The strategies and tools the FBI uses to negotiate with terrorists and bank robbers, perhaps surprisingly, are also applicable if our goal is to build stronger relationships.
Because the FBI’s approach to negotiation is based on psychology, counseling, and crisis intervention. These strategies help calm people down, establish rapport, and build trust.
Chris writes: “We became experts in empathy.”
2: One useful practice we looked at this week is what the FBI calls “labeling.”
Labeling is naming the emotion the other person is feeling. Doing so shows we identify and understand how they feel.
“We don’t just put ourselves in the fugitives’ shoes. We spot their feelings, turn them into words, and then very calmly and respectfully repeat their emotions back to them,” Chris writes.
Here’s how the brain science works: When researchers showed people photos of faces expressing strong emotion, the amygdala, which is the part of the brain that generates fear, lit up.
Then, when the people were asked to label the emotion they were feeling, brain activity moved to the areas that drive rational thinking.
“In other words, labeling an emotion—applying rational words to a fear—disrupts its raw intensity,” Chris writes.
3: To label effectively, we begin by detecting the other person’s emotion. Then, we label it using one of three statements: “It seems like…” Or “It sounds like…” Or “It looks like…”
Then, we are quiet. We listen. Silence is the key.
The other person will then respond, either agreeing or disagreeing. And if they disagree with the label, that’s okay. Doing so allows them to clarify what they are actually feeling.
This practice is especially powerful when negative emotions are in play.
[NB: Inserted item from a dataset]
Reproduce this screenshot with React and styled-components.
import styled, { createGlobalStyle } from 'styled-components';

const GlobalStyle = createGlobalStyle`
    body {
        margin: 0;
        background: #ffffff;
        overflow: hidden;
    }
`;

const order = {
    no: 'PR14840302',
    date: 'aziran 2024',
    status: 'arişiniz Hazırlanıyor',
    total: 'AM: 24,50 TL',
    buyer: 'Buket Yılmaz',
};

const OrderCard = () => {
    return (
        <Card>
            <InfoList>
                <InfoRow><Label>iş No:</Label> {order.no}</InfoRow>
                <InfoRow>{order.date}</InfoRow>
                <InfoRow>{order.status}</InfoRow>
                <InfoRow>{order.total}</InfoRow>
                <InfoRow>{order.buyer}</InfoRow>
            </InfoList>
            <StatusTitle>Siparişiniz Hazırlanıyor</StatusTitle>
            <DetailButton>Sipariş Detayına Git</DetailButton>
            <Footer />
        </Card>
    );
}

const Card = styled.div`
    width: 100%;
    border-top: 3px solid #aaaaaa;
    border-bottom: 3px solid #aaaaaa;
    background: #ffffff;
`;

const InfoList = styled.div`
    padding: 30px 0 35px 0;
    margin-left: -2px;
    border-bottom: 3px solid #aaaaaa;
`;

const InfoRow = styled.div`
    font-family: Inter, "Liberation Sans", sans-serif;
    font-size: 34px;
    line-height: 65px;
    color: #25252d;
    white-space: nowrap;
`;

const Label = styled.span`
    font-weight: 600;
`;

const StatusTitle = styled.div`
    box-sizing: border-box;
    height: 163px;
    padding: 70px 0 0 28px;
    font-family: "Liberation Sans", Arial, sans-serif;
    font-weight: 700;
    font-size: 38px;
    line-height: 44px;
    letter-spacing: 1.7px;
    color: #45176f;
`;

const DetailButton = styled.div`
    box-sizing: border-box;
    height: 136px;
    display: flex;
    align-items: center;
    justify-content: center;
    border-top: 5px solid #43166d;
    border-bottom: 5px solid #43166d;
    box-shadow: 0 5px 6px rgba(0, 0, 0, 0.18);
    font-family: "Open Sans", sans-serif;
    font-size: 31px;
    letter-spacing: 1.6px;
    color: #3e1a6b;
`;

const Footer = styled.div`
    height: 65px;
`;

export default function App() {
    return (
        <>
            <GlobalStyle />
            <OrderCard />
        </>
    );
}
When people get angry, stress hormones and neurochemicals are released that disrupt our ability to evaluate and respond appropriately.
However, we don’t want to ignore negative emotions. Instead, they need to be “teased out,” Chris suggests. Labeling helps the other person acknowledge their feelings rather than continuing to act out.
These practices apply not only apply in high-stakes negotiations, but also when our goal is to connect with someone on a deeper level.
More next week!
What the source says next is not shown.